The result could shift the world order in the same way that Russian/Ukrainian invasion is i.e. Asians will be forced to pick sides in the cold war: USA/Japan/Korea/Australia/Europe ... or be Chinese vassal. Or try to fanatically figure out an in-between path, which maybe only India has the power to do.
Those with foresight would have seen this impending reality 10 years ago (see: Kevin Rudd, former Australian PM leading the Asia Society in US) but only now it's become very evident. And FYI it's actually quite rare that we can predict a war so early on - only when you have a kind of foreign policy that's really consistent over time is this going to happen.
And so: big companies realign. Those who don't are likely to pay a price.
China's #1 foreign policy goal is to take Taiwan and they are going to use all of their resources to try to do it.
India is overrated. It will never go to wars. so US should up ties with the Pakistan and Afghanistan, Remember its pakistan that defeated Russia in Afghanistan and also defeated America in Afghanistan with US AID. They have more caliber to defeat the next super power.
If Biden is smart, he should up the relationship with Pakistand and Afghanistan. its deadly combo
Pakistan didn't 'win' anything. They have an extremely corrupt, dysfunctional and quixotic military and spy appartus to the point where nobody knows how's in charge.

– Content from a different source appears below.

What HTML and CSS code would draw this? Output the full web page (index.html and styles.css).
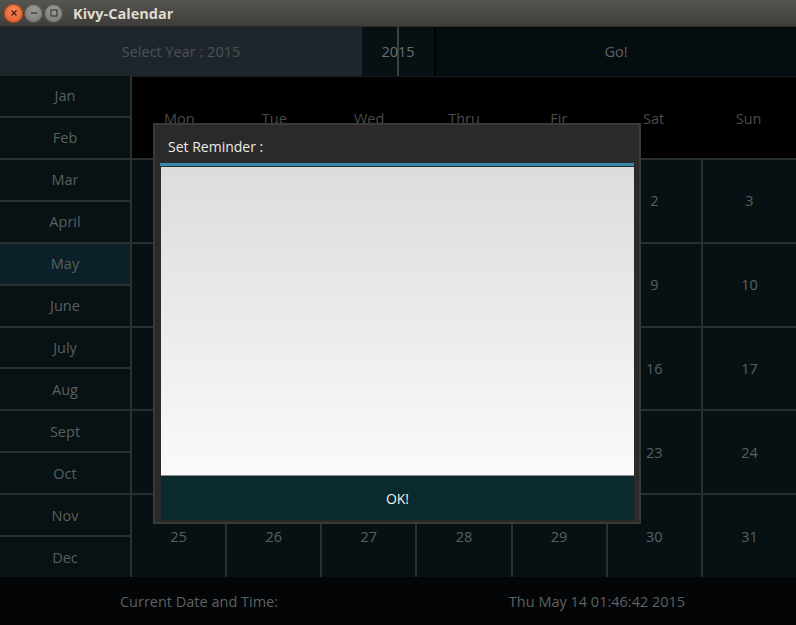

The West doesn't make it's partnership decisions so much about who can hold out in a war across their borders.
India is a quixotic place, but not a bad one. I don't think anyone expects them to 'go to war' for anything, and neither Pakistan nor Indian soldiers I think are prepared for real action beyond their borders (though no doubt they'd fight in their own defense or against each other).

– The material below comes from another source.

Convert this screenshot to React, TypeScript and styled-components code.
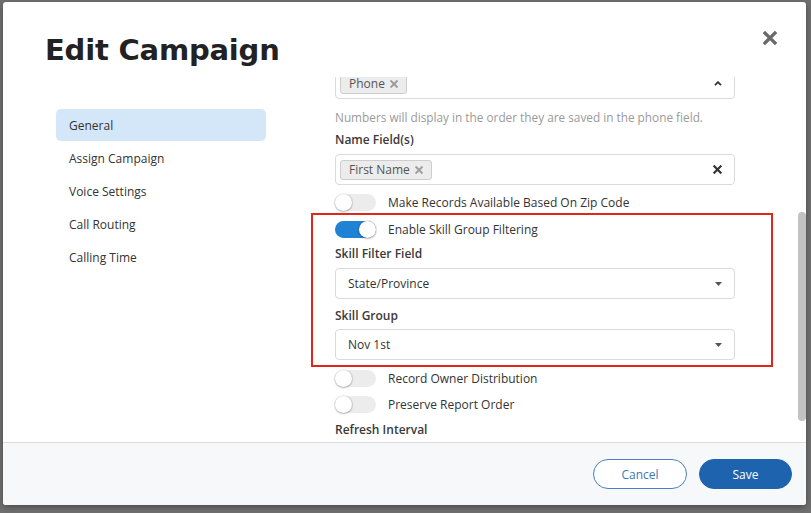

Really it'd just be good if India wasn't buying Russian Oil opportunistically.
That's an 'active' choice they have made, to 'increase' business with a bad actor.
It's opportunistically selfish.
Everyone realizes the dangers that Russia poses to it's neighbours, and some really don't give a smack, it's one thing to 'watch and do nothing' another thing to 'help'.
It's a start. What other reasonable moves do you expect to reduce Chinese manufacturing dependency? At Apple scale, you can only make such large transition over multiple years.
Vietnam is a capable developing country that may do a lot manufacturing in the future. Samsung has been working with Vietnamese subsidiaries for a while now, so move by Apple is already proven to be viable.
It's probably not even for good PR. As far as I know China has become quite more expensive for manufacturing, so companies switch to other countries like India, Bangladesh, Thailand, and Vietnam.
It is a good backup plan for sanctions against China and a blockade or war with Taiwan because of the port facilities, advanced infrastructure, and other advanced industry. For World War 3 it's not necessarily a great plan, but it's as good as any other plan for that scenario.
Apple Watch was China. I think MacBooks where partially made in the US, but I could be wrong. My understanding is the MacBook line (and everything other 'mature' product line) is heavily automated now.
Vietnam is not that poor. Vietnam is MUCH richer than its direct neighbours, Laos and Cambodia. Thailand is richer though.
The actual thing is not really poor population, but how easy is to build new factory there.
Vietnam has the best thing for that - it is easy to build new stuff there, as the infrastructure exists; however, they absolutely ignore any environmental laws and just spew all waste into rivers and air.
Look up Formosa Steel incident - https://en.wikipedia.org/wiki/2016_Vietnam_marine_life_disas... - huge disaster of a Taiwanese company, after which there were big protests. Communist government then arrested all protesters and put them to 20 years in prisons (for protesting against a foreign company!). Nobody protests about environmental waste now.